Every other category traded down on the prior year, with Women’s accessories being the hardest hit growth-wise (down 54%) and Women’s Outerwear by far the largest impacted in Rand terms.

“An interesting trend to note was that with consumers spending more time at home, they devoted a larger share of their wallet from May 2020 onwards to home-related purchases, in particular home appliances, furniture, accessories and décor. One can also see a clear shift away from formalwear spend in favour of casualwear and essential wear. 

“Within the context of a contracting economy, and a further 2.2 million South Africans jobless by the second quarter of the year, it is not surprising to note that from June onwards the market contracted by 9%, every month, compared to the same period last year. Homeware is the only category that has experienced positive growth since June, with every other category trading down on last year.”

Dr Christie Viljoen, economist at PwC, says total retail sales were down 4.2% compared to the same period last year.

“The South African economy contracted by 17.1% year-onyear during the second quarter of the year. This included a 15.7% decline in real household expenditure.
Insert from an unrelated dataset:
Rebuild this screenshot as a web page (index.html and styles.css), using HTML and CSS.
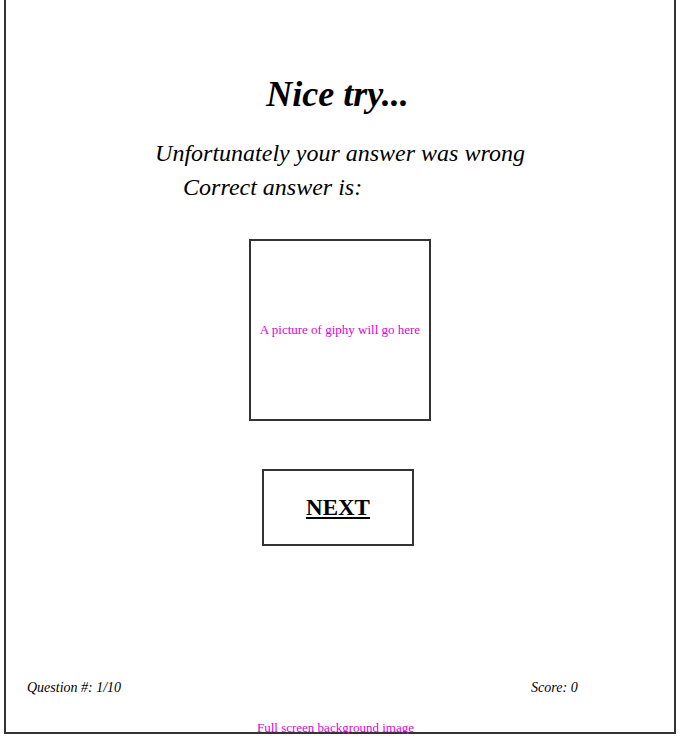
FILE: index.html
```html
<!DOCTYPE html>
<html lang="en">
<head>
    <meta charset="UTF-8">
    <meta name="viewport" content="width=device-width, initial-scale=1.0">
    <title>Nice try</title>
    <link rel="stylesheet" href="styles.css">
</head>
<body>

    <!-- Result screen -->
    <div class="screen">
        <h1 class="title">Nice try...</h1>

        <div class="message">
            <p class="message-line">Unfortunately your answer was wrong</p>
            <p class="message-line indent">Correct answer is:</p>
        </div>

        <!-- Giphy placeholder -->
        <div class="giphy-box">
            <span class="placeholder">A picture of giphy will go here</span>
        </div>

        <!-- Next button -->
        <a class="next-btn" href="#">NEXT</a>

        <!-- Footer stats -->
        <div class="stats">
            <span class="stat">Question #: 1/10</span>
            <span class="stat score">Score: 0</span>
        </div>

        <div class="bg-note">Full screen background image</div>
    </div>

</body>
</html>
```

FILE: styles.css
```css
/* Reset default styles */
* {
    margin: 0;
    padding: 0;
    box-sizing: border-box;
}

body {
    background-color: #fff;
    font-family: "Liberation Serif", "Times New Roman", serif;
    color: #000;
}

/* Outer frame */
.screen {
    width: 672px;
    height: 734px;
    margin-left: 4px;
    border: 2px solid #333;
    border-top: none;
    display: flex;
    flex-direction: column;
    align-items: center;
}

.title {
    margin-top: 73px;
    margin-right: 5px;
    font-size: 36px;
    line-height: 42px;
    font-weight: bold;
    font-style: italic;
}

/* Message lines */
.message {
    margin-top: 21px;
    align-self: center;
}

.message-line {
    font-size: 24px;
    line-height: 34px;
    font-style: italic;
}

.message-line.indent {
    padding-left: 28px;
}

/* Giphy placeholder box */
.giphy-box {
    margin-top: 35px;
    width: 182px;
    height: 182px;
    border: 2px solid #333;
    display: flex;
    justify-content: center;
    align-items: center;
}

.placeholder {
    font-size: 13px;
    color: #e000e0;
}

/* Next button */
.next-btn {
    margin-top: 48px;
    margin-left: -4px;
    width: 152px;
    height: 77px;
    border: 2px solid #333;
    display: flex;
    justify-content: center;
    align-items: center;
    font-size: 23px;
    font-weight: bold;
    color: #000;
    text-decoration: underline;
}

/* Footer */
.stats {
    margin-top: auto;
    width: 100%;
    padding: 0 0 0 21px;
    display: flex;
}

.stat {
    font-size: 14px;
    font-style: italic;
    line-height: 18px;
}

.score {
    margin-left: 410px;
}

.bg-note {
    margin-top: 24px;
    margin-bottom: -2px;
    margin-right: 9px;
    font-size: 13px;
    line-height: 13px;
    color: #e000e0;
    position: relative;
}
```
A combination of employment losses, salary reductions, and heightened uncertainty about the outlook for household finances, forced consumers to tighten their belts.” 
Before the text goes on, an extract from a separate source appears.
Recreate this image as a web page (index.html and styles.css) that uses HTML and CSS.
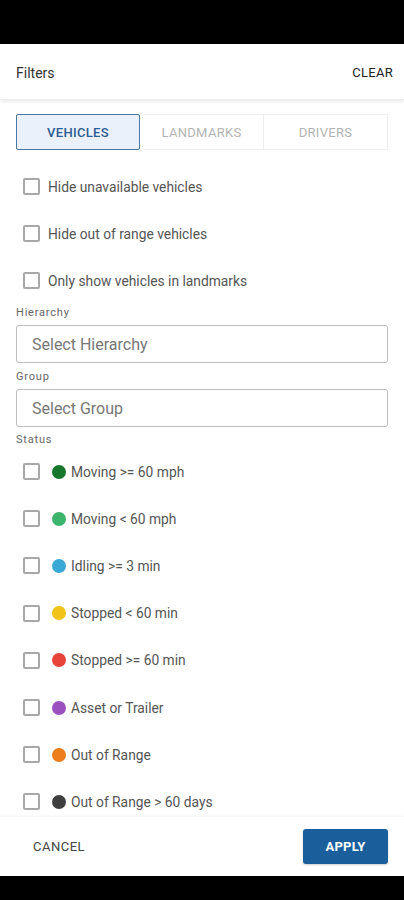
FILE: index.html
```html
<!DOCTYPE html>
<html>
<head>
<meta charset="utf-8">
<link rel="stylesheet" href="styles.css">
</head>
<body>
<div class="screen">
  <div class="statusbar"></div>
  <header class="header">
    <span class="title">Filters</span>
    <span class="clear">CLEAR</span>
  </header>
  <main class="content">
    <div class="tabs">
      <div class="tab active">VEHICLES</div>
      <div class="tab">LANDMARKS</div>
      <div class="tab">DRIVERS</div>
    </div>
    <ul class="options">
      <li class="row"><span class="box"></span><span class="label">Hide unavailable vehicles</span></li>
      <li class="row"><span class="box"></span><span class="label">Hide out of range vehicles</span></li>
      <li class="row"><span class="box"></span><span class="label">Only show vehicles in landmarks</span></li>
    </ul>
    <div class="field-label first">Hierarchy</div>
    <div class="select">Select Hierarchy</div>
    <div class="field-label">Group</div>
    <div class="select">Select Group</div>
    <div class="field-label status-label">Status</div>
    <ul class="options status">
      <li class="row"><span class="box"></span><span class="dot c1"></span><span class="label">Moving &gt;= 60 mph</span></li>
      <li class="row"><span class="box"></span><span class="dot c2"></span><span class="label">Moving &lt; 60 mph</span></li>
      <li class="row"><span class="box"></span><span class="dot c3"></span><span class="label">Idling &gt;= 3 min</span></li>
      <li class="row"><span class="box"></span><span class="dot c4"></span><span class="label">Stopped &lt; 60 min</span></li>
      <li class="row"><span class="box"></span><span class="dot c5"></span><span class="label">Stopped &gt;= 60 min</span></li>
      <li class="row"><span class="box"></span><span class="dot c6"></span><span class="label">Asset or Trailer</span></li>
      <li class="row"><span class="box"></span><span class="dot c7"></span><span class="label">Out of Range</span></li>
      <li class="row"><span class="box"></span><span class="dot c8"></span><span class="label">Out of Range &gt; 60 days</span></li>
    </ul>
  </main>
  <footer class="footer">
    <span class="cancel">CANCEL</span>
    <button class="apply">APPLY</button>
  </footer>
  <div class="navbar"></div>
</div>
</body>
</html>
```

FILE: styles.css
```css
* { box-sizing: border-box; }
html, body { margin: 0; padding: 0; }
body {
  font-family: Roboto, "Liberation Sans", sans-serif;
  background: #000;
}
.screen {
  width: 404px;
  height: 900px;
  display: flex;
  flex-direction: column;
  background: #fff;
  overflow: hidden;
}
.statusbar { height: 44px; background: #000; flex: none; }
.navbar { height: 24px; background: #000; flex: none; }
.header {
  flex: none;
  height: 56px;
  display: flex;
  align-items: center;
  justify-content: space-between;
  padding: 2px 11px 0 16px;
  background: #fff;
  position: relative;
  z-index: 2;
  box-shadow: 0 2px 3px rgba(0,0,0,0.08);
  border-bottom: 1px solid #eeeeee;
}
.title { font-size: 14px; color: #333; }
.clear { font-size: 13px; color: #222; letter-spacing: 0.3px; }
.content {
  flex: 1;
  overflow: hidden;
  padding: 14px 16px 0 16px;
}
.tabs {
  display: grid;
  grid-template-columns: 124px 124px 124px;
  height: 36px;
}
.tab {
  display: flex;
  align-items: center;
  justify-content: center;
  font-size: 13px;
  color: #b3b3b3;
  border: 1px solid #eeeeee;
  border-left: none;
  letter-spacing: 0.3px;
}
.tab.active {
  background: #eaf1fa;
  border: 1px solid #4a76a8;
  border-radius: 2px;
  color: #2c5d92;
  font-weight: 500;
}
.options {
  list-style: none;
  margin: 13px 0 0 0;
  padding: 0;
}
.row {
  height: 47px;
  display: flex;
  align-items: center;
  padding-left: 7px;
}
.status .row { height: 47.2px; }
.box {
  width: 17px;
  height: 17px;
  border: 2px solid #a8a8a8;
  border-radius: 2px;
  flex: none;
}
.label {
  font-size: 13.8px;
  color: #555;
  margin-left: 8px;
}
.dot {
  width: 14px;
  height: 14px;
  border-radius: 50%;
  margin-left: 12px;
  flex: none;
}
.dot + .label { margin-left: 5px; }
.c1 { background: #17782b; }
.c2 { background: #3db46b; }
.c3 { background: #3aa9d6; }
.c4 { background: #f1c318; }
.c5 { background: #e8443a; }
.c6 { background: #9b50c0; }
.c7 { background: #ee7e1c; }
.c8 { background: #3e3e3e; }
.field-label {
  font-size: 11px;
  letter-spacing: 0.8px;
  color: #666;
  height: 12px;
  line-height: 12px;
  margin-top: 8px;
}
.field-label.first { margin-top: 3px; }
.status-label { margin-top: 7px; }
.status { margin-top: 2px; }
.select {
  margin-top: 6px;
  height: 38px;
  border: 1px solid #bdbdbd;
  border-radius: 3px;
  display: flex;
  align-items: center;
  padding-left: 15px;
  font-size: 16px;
  color: #777;
}
.footer {
  flex: none;
  height: 59px;
  display: flex;
  align-items: center;
  justify-content: space-between;
  padding: 0 16px 0 33px;
  background: #fff;
  position: relative;
  z-index: 2;
  box-shadow: 0 -1px 3px rgba(0,0,0,0.05);
}
.cancel { font-size: 13px; color: #444; letter-spacing: 0.5px; }
.apply {
  width: 85px;
  height: 35px;
  background: #1b5e9c;
  color: #fff;
  border: none;
  border-radius: 3px;
  font-family: inherit;
  font-size: 13px;
  font-weight: 700;
  letter-spacing: 0.2px;
  box-shadow: 0 1px 2px rgba(0,0,0,0.2);
}
```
He pointed to Google data which shows that, in the last week of October, South Africans were still spending 24% less time in shopping centres compared to a baseline period of January 3 to February 6. 

PWC expects the South African economy to shrink by 9.4% during 2020 and that only 800 000 of the 2.2-million jobs lost in the second quarter will be recovered by year-end. As such, household spending and retail sales will remain under significant pressure towards the end of 2020. 

“PwC’s baseline scenario indicates that it will take three years for South Africa’s gross domestic product (GDP) to return to 2019 levels. Under a downside scenario, this recovery could take up to six years. A similar timeframe is expected for a recovery in jobs.”

The RLC is planning to add new categories to cover the beauty segment and called on retailers in this sector to join the RLC, to ensure a definitive state of the market report going forward.

“With Black Friday and Christmas in the last quarter of 2020, the report is a valuable tool to track growth of a category, region and even a specific week in the retail cycle. Our members find the monthly reports give them solid insight into their performance relative to the market. It provides senior decision makers with highly valuable information to assist with strategic decisions and marketing/promotional plans.”